Optimizing resolution in multidimensional NMR by three-way decomposition

Resolution depends on the number of points sampled in a FID; in indirectly detected dimensions it is an important determinant of the total experiment time. Based on the high redundancy present in NMR data, we propose the following timesaving scheme for three-dimensional spectra. An extensive grid of discrete t1- and t2-values is used, which increases resolution while preserving the spectral width. Total experiment time is reduced by avoiding the recording of t3-FIDs for selected pairs of t1 and t2; typically the recording is omitted for about 75% of the (t1,t2) combinations.

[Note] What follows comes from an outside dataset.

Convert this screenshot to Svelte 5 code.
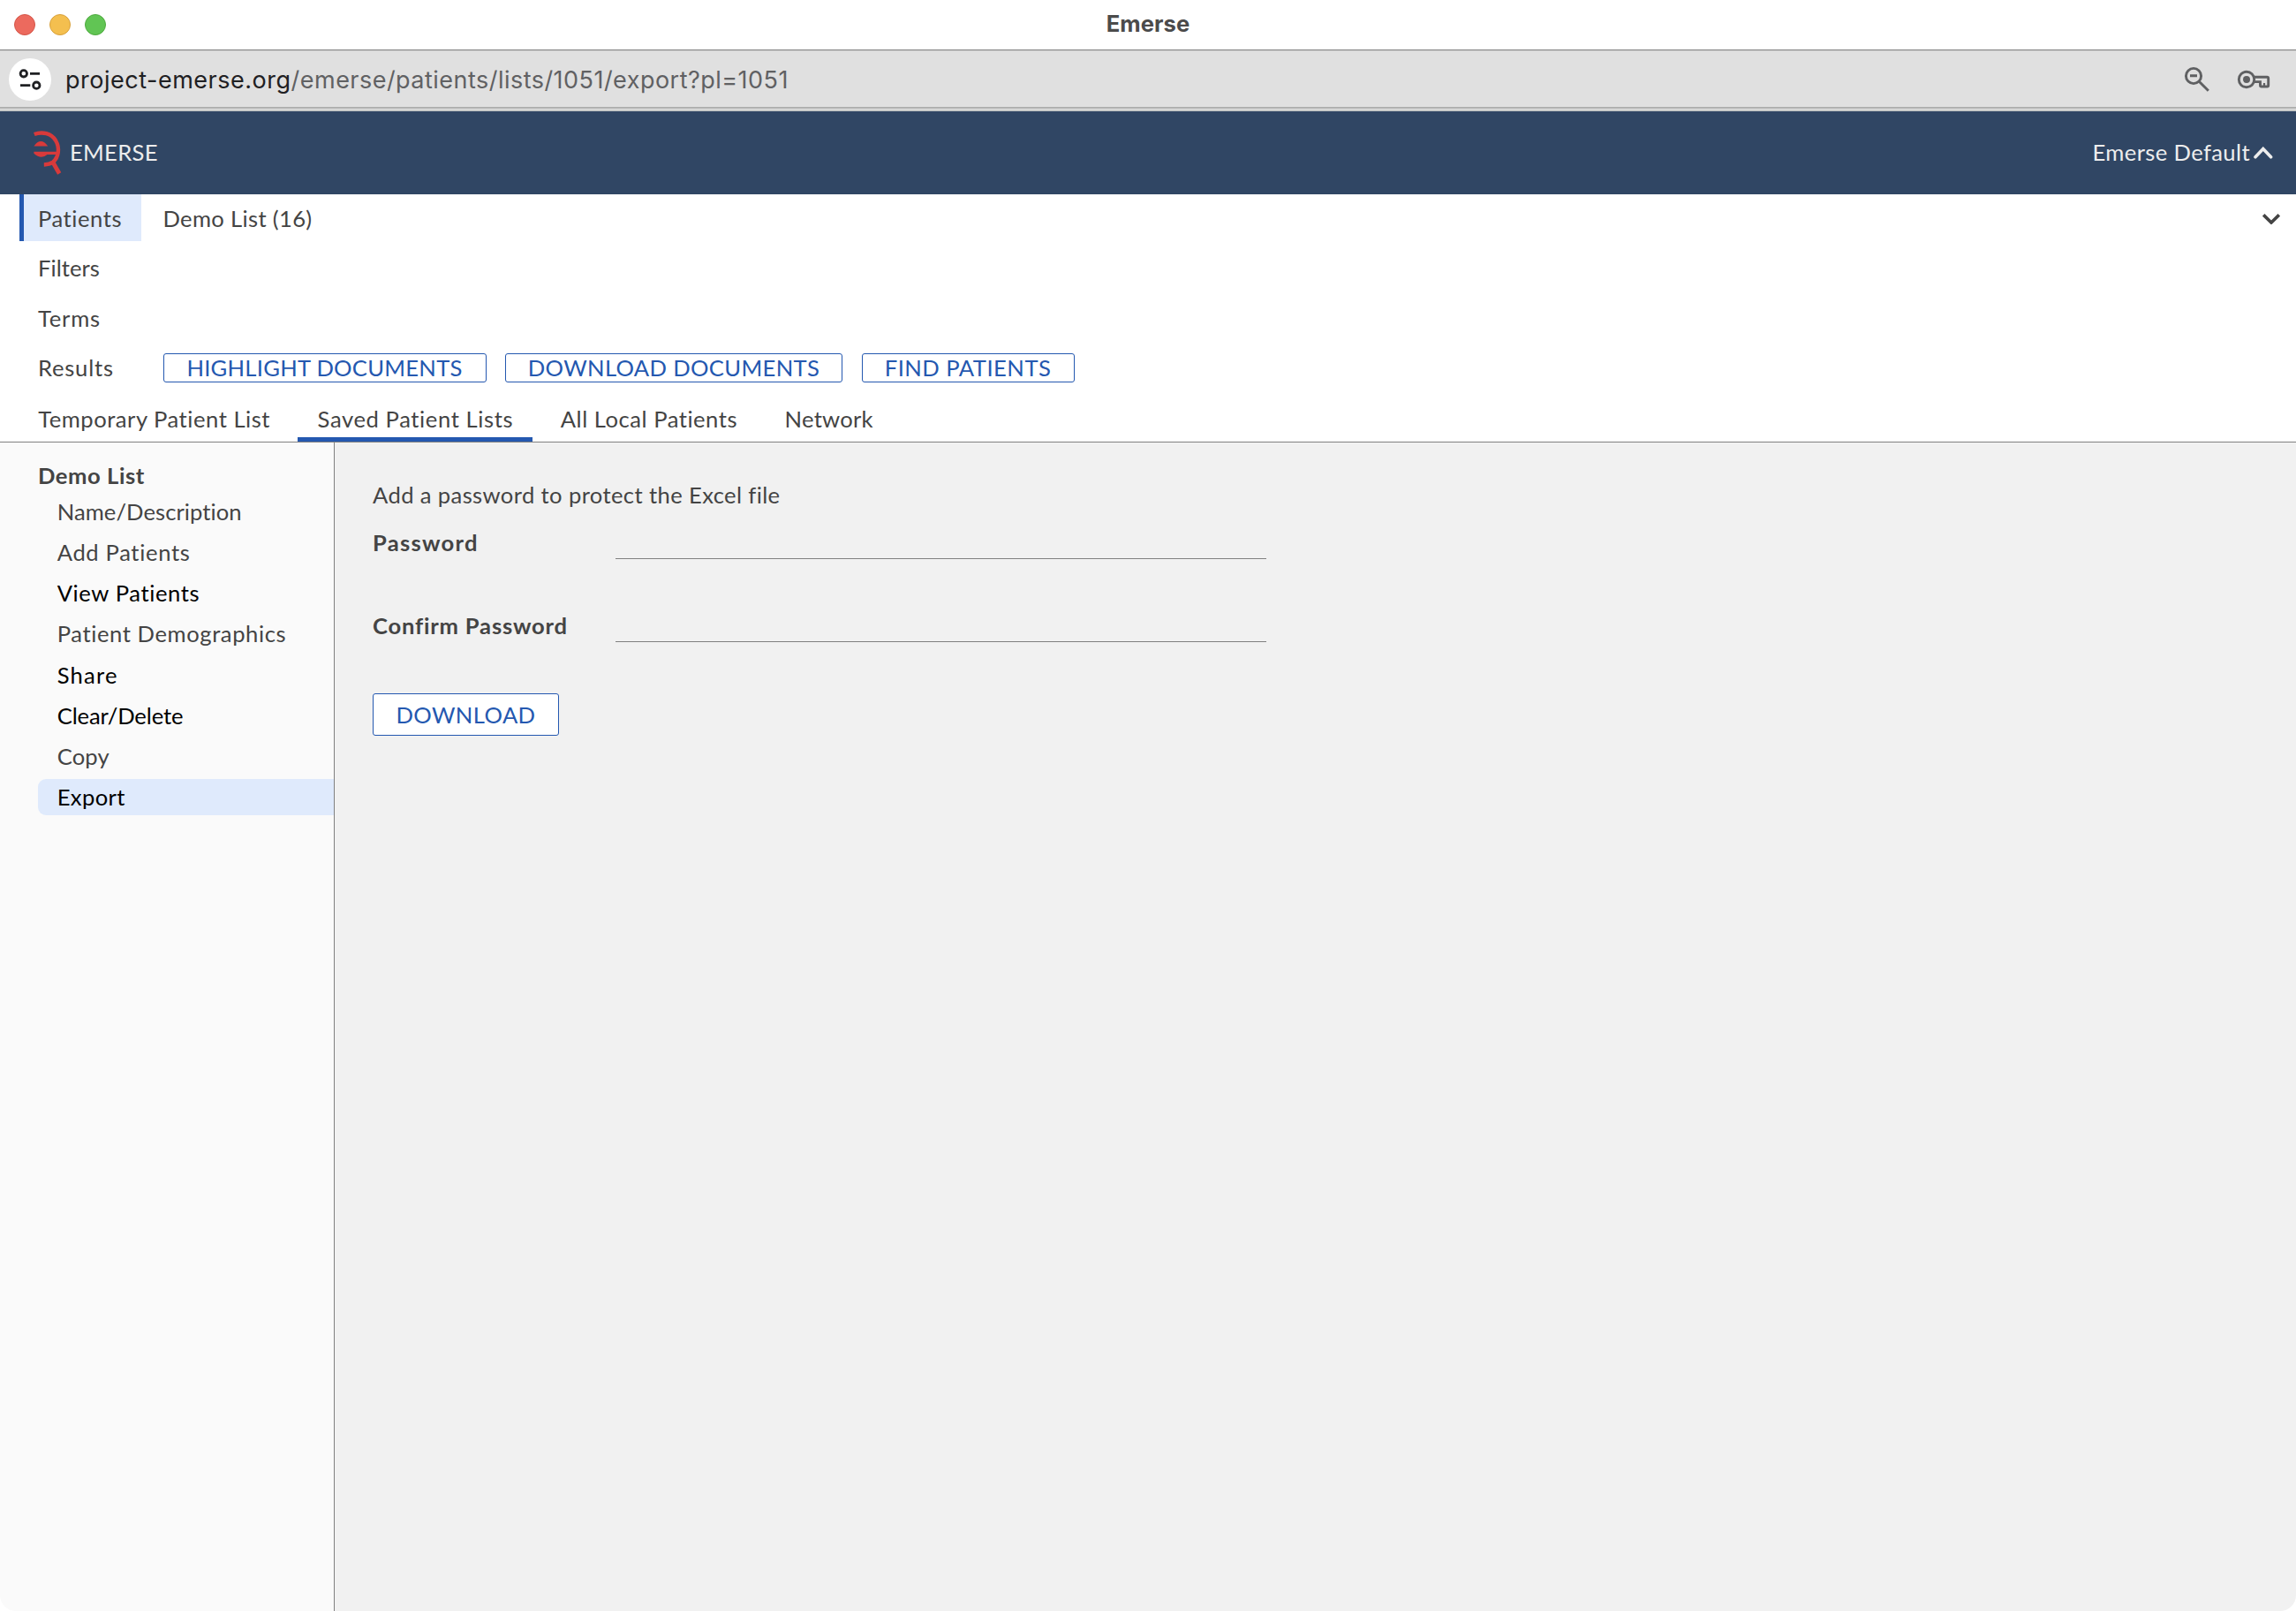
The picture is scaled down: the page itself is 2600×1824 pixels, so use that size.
<script lang="ts">
	type Label = { text: string; ls: number };

	const url = { host: 'project-emerse.org', path: '/emerse/patients/lists/1051/export?pl=1051' };

	// ls = letter-spacing in px
	const actions: (Label & { width: number })[] = [
		{ text: 'HIGHLIGHT DOCUMENTS', ls: 0.26, width: 366 },
		{ text: 'DOWNLOAD DOCUMENTS', ls: 0.34, width: 382 },
		{ text: 'FIND PATIENTS', ls: 0.48, width: 241 },
	];

	const tabs: Label[] = [
		{ text: 'Temporary Patient List', ls: 0.52 },
		{ text: 'Saved Patient Lists', ls: 0.6 },
		{ text: 'All Local Patients', ls: 0.52 },
		{ text: 'Network', ls: 0.25 },
	];
	let activeTab = $state('Saved Patient Lists');

	const menu: (Label & { strong?: boolean })[] = [
		{ text: 'Name/Description', ls: 0.07 },
		{ text: 'Add Patients', ls: 0.65 },
		{ text: 'View Patients', ls: 0.6, strong: true },
		{ text: 'Patient Demographics', ls: 0.59 },
		{ text: 'Share', ls: 1.2, strong: true },
		{ text: 'Clear/Delete', ls: -0.12, strong: true },
		{ text: 'Copy', ls: 0.11 },
		{ text: 'Export', ls: 0.38, strong: true },
	];
	let activeMenu = $state('Export');
</script>

<div class="window">
	<div class="titlebar">
		<div class="lights">
			<span class="light red"></span>
			<span class="light yellow"></span>
			<span class="light green"></span>
		</div>
		<span class="title">Emerse</span>
	</div>

	<div class="urlbar">
		<span class="site-info">
			<svg width="48" height="48" viewBox="0 0 48 48" fill="none" stroke="#1f2023" stroke-width="2.8">
				<circle cx="16.8" cy="17.3" r="3.7" />
				<path d="M24 17.3h11M13 30.7h11.3" />
				<circle cx="31.3" cy="30.7" r="3.7" />
			</svg>
		</span>
		<span class="url"><span class="host">{url.host}</span>{url.path}</span>
		<svg class="zoom-icon" width="30" height="30" viewBox="0 0 30 30" fill="none" stroke="#5f6062" stroke-width="2.9">
			<circle cx="11" cy="11" r="8.6" />
			<path d="M7 10.8h8M17 17l10.8 10.8" />
		</svg>
		<svg width="38" height="22" viewBox="0 0 38 22" fill="none" stroke="#5f6062" stroke-width="2.9">
			<path d="M19 8.2h15.2q1.5 0 1.5 1.5v8q0 1.3-1.3 1.3h-6.6q-1.3 0-1.3-1.3V13.6H19" />
			<path d="M31 15v4" stroke-width="2.2" />
			<circle cx="11" cy="11" r="8.7" />
			<circle cx="11" cy="11" r="4" fill="#5f6062" stroke="none" />
		</svg>
	</div>
	<div class="urlbar-edge"></div>

	<header>
		<svg class="logo" width="32" height="52" viewBox="0 0 32 52">
			<g fill="none" stroke="#d83a3b" stroke-width="4.4">
				<path d="M.8 5C10 1.5 20 4 25 12C30 20.5 28.5 31 22 36.5Q18 39.3 11.8 39.5" />
				<path d="M21.5 36L29.2 49.5" stroke-width="4.8" />
			</g>
			<g fill="#d83a3b">
				<path d="M.4 18.4Q8.2 7.8 16.2 18.4Z" />
				<path d="M.4 24.7H27V27.9H15.5Q8.5 34 .4 26.8Z" />
			</g>
		</svg>
		<span class="brand">EMERSE</span>
		<span class="account">Emerse Default</span>
		<svg width="22" height="14" viewBox="0 0 22 14" fill="none" stroke="#ededed" stroke-width="3.6" stroke-linecap="round">
			<path d="M2 11.8L10.8 2.5L19.6 11.8" />
		</svg>
	</header>

	<nav class="query">
		<div class="query-row">
			<span class="step active ls-wide">Patients</span>
			<span class="summary">Demo List (16)</span>
			<svg class="expand" width="20" height="12" viewBox="0 0 20 12" fill="none" stroke="#444" stroke-width="3.6">
				<path d="M1.2 1.3L10 10L18.8 1.3" />
			</svg>
		</div>
		<div class="query-row"><span class="step ls-tight">Filters</span></div>
		<div class="query-row"><span class="step ls-wider low">Terms</span></div>
		<div class="query-row">
			<span class="step ls-wider">Results</span>
			<div class="actions">
				{#each actions as a}
					<button class="btn" style="width: {a.width}px; letter-spacing: {a.ls}px">{a.text}</button>
				{/each}
			</div>
		</div>
	</nav>

	<div class="tabs">
		{#each tabs as t}
			<button
				class="tab"
				class:active={t.text === activeTab}
				style="letter-spacing: {t.ls}px"
				onclick={() => (activeTab = t.text)}
			>{t.text}</button>
		{/each}
	</div>

	<div class="body">
		<aside>
			<h2>Demo List</h2>
			<ul>
				{#each menu as m}
					<li class:strong={m.strong} class:active={m.text === activeMenu}>
						<button style="letter-spacing: {m.ls}px" onclick={() => (activeMenu = m.text)}>{m.text}</button>
					</li>
				{/each}
			</ul>
		</aside>

		<main>
			<p>Add a password to protect the Excel file</p>
			<div class="field">
				<label class="pw" for="password">Password</label>
				<input id="password" type="password" />
			</div>
			<div class="field">
				<label for="confirm">Confirm Password</label>
				<input id="confirm" type="password" />
			</div>
			<button class="btn btn-large">DOWNLOAD</button>
		</main>
	</div>
</div>

<style>
	:global(body) { background: #fff; }

	.window {
		width: 2600px;
		height: 1824px;
		display: flex;
		flex-direction: column;
		overflow: hidden;
		border-radius: 0 0 18px 18px;
		background: #fff;
		color: #444;
		font-family: Lato, 'Open Sans', sans-serif;
		font-size: 25.6px;
		letter-spacing: 0.38px;
		white-space: nowrap;
	}

	.window, .window * { box-sizing: border-box; }

	button {
		font: inherit;
		color: inherit;
		background: none;
		border: 0;
		padding: 0;
		text-align: left;
	}

	/* Browser chrome */
	.titlebar {
		display: grid;
		grid-template-columns: 1fr auto 1fr;
		align-items: center;
		height: 56px;
		padding: 0 16px;
	}

	.lights { display: flex; gap: 16px; }
	.light { width: 24px; height: 24px; border-radius: 50%; border: 1px solid; }
	.red { background: #ec6a5e; border-color: #d45548; }
	.yellow { background: #f4bf4f; border-color: #d8a13c; }
	.green { background: #61c554; border-color: #4eaa3f; }

	.title {
		font-family: Inter, sans-serif;
		font-weight: 700;
		letter-spacing: 0.08px;
		color: #4b4b4b;
		padding-bottom: 3px;
	}

	.urlbar {
		display: flex;
		align-items: center;
		height: 65px;
		padding: 1px 29px 0 10px;
		border-top: 1px solid #868686;
		box-shadow: inset 0 1px #cfcfcf;
		background: #e0e0e0;
	}

	.site-info {
		width: 48px;
		height: 48px;
		margin-right: 16px;
		border-radius: 50%;
		background: #fff;
	}

	.site-info svg { display: block; }

	.url {
		flex: 1;
		font-family: Inter, sans-serif;
		font-size: 27px;
		letter-spacing: 0.47px;
		line-height: 34px;
		padding-top: 2px;
		color: #606163;
	}

	.host { color: #1f2023; letter-spacing: 0.51px; }
	.zoom-icon { margin-right: 30px; }

	.urlbar-edge {
		height: 5px;
		border-top: 2px solid #b0b1b0;
		border-bottom: 2px solid #c8cac9;
		background: #e2e2e2;
	}

	/* App header */
	header {
		display: flex;
		align-items: center;
		height: 94px;
		padding: 0 26px 0 38px;
		background: #304664;
		color: #ededed;
	}

	.brand { flex: 1; margin-left: 9px; padding-bottom: 2px; letter-spacing: 0.29px; }
	.account { margin-right: 4px; padding-bottom: 2px; }

	/* Query summary */
	.query {
		display: flex;
		flex-direction: column;
		gap: 3.5px;
	}

	.query-row {
		display: flex;
		align-items: center;
		height: 53px;
		padding: 0 18px 0 22px;
	}

	.step {
		width: 138px;
		height: 53px;
		line-height: 53px;
		margin-right: 24.5px;
		padding-left: 16px;
		border-left: 5px solid transparent;
	}

	.step.active { background: #dfeafc; border-color: #2458b0; line-height: 54px; }
	.low { line-height: 55px; }
	.ls-tight { letter-spacing: 0.05px; }
	.ls-wide { letter-spacing: 0.55px; }
	.ls-wider { letter-spacing: 0.77px; }
	.summary { flex: 1; letter-spacing: 0.33px; }
	.expand { margin-top: 2px; }

	.actions { display: flex; gap: 21.5px; }

	.btn {
		height: 33px;
		border: 1px solid #2458b0;
		border-radius: 3px;
		background: #fff;
		color: #2458b0;
		line-height: 31px;
		text-align: center;
	}

	/* Tabs */
	.tabs {
		display: flex;
		align-items: flex-end;
		gap: 9.4px;
		flex: 1 0 58.5px;
		max-height: 58.5px;
		padding-left: 21px;
		border-bottom: 1px solid #808080;
	}

	.tab {
		height: 47px;
		padding: 0 22px 0 22.2px;
		line-height: 42px;
		border-bottom: 5px solid transparent;
	}

	.tab.active { border-color: #2458b0; }

	/* Body */
	.body { display: flex; flex: 1; }

	aside {
		width: 379px;
		padding: 17px 0 0 43px;
		border-right: 1px solid #808080;
		background: #fafafa;
	}

	h2 {
		margin: 0;
		font-size: inherit;
		font-weight: 700;
		letter-spacing: 0.55px;
		line-height: 41px;
	}

	ul {
		display: flex;
		flex-direction: column;
		gap: 5.14px;
		margin: 0;
		padding: 0;
		list-style: none;
	}

	li {
		height: 41px;
		padding-left: 21.7px;
		line-height: 41px;
		border-radius: 9px 0 0 9px;
	}

	li button { display: block; }
	.strong { color: #000; }
	li.active { background: #dfeafc; }

	main {
		flex: 1;
		padding: 41px 43px;
		background: #f1f1f1;
	}

	p { margin: 0 0 17px; line-height: 37px; }

	.field { display: flex; margin-bottom: 57px; }

	label {
		width: 275px;
		font-weight: 700;
		letter-spacing: 0.8px;
		line-height: 37px;
	}

	.pw { letter-spacing: 1.25px; }

	input {
		width: 737px;
		height: 37px;
		padding: 0;
		border: 0;
		border-bottom: 1px solid #808080;
		background: transparent;
		font: inherit;
		outline: none;
	}

	.btn-large {
		width: 211px;
		height: 48px;
		margin-top: 1px;
		line-height: 46px;
		letter-spacing: 0.4px;
	}
</style>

These data sets are referred to as sparse, and post-experimental processing making optimal use of spectral redundancy provides the missing, non-recorded data. We have previously shown that three-way decomposition (TWD) within the MUNIN approach provides a practical way to process dense NMR data sets. Here, a novel TWD algorithm [Ibraghimov, (2002) Numer. Linear Algebra Appl.9, 551–565] is used to complement a sparselyrecorded time-domain data set by providing the missing FIDs for all (t1,t2) combinations omitted in the experiment. A necessary condition is that for each t1-value at least a few FIDs are recorded, and similar for each t2-value. The method is demonstrated on non-uniformly sampled ¹⁵N-NOESY-HSQC data sets recorded for the 14 kD protein azurin. The spectra obtained by TWD, reconstruction and ordinary transform to frequency-domain are, in spite of the large number of signals and the high dynamic range typical for NOESYs, highly similar to a corresponding reference spectrum, for which all (t1,t2) combinations were recorded.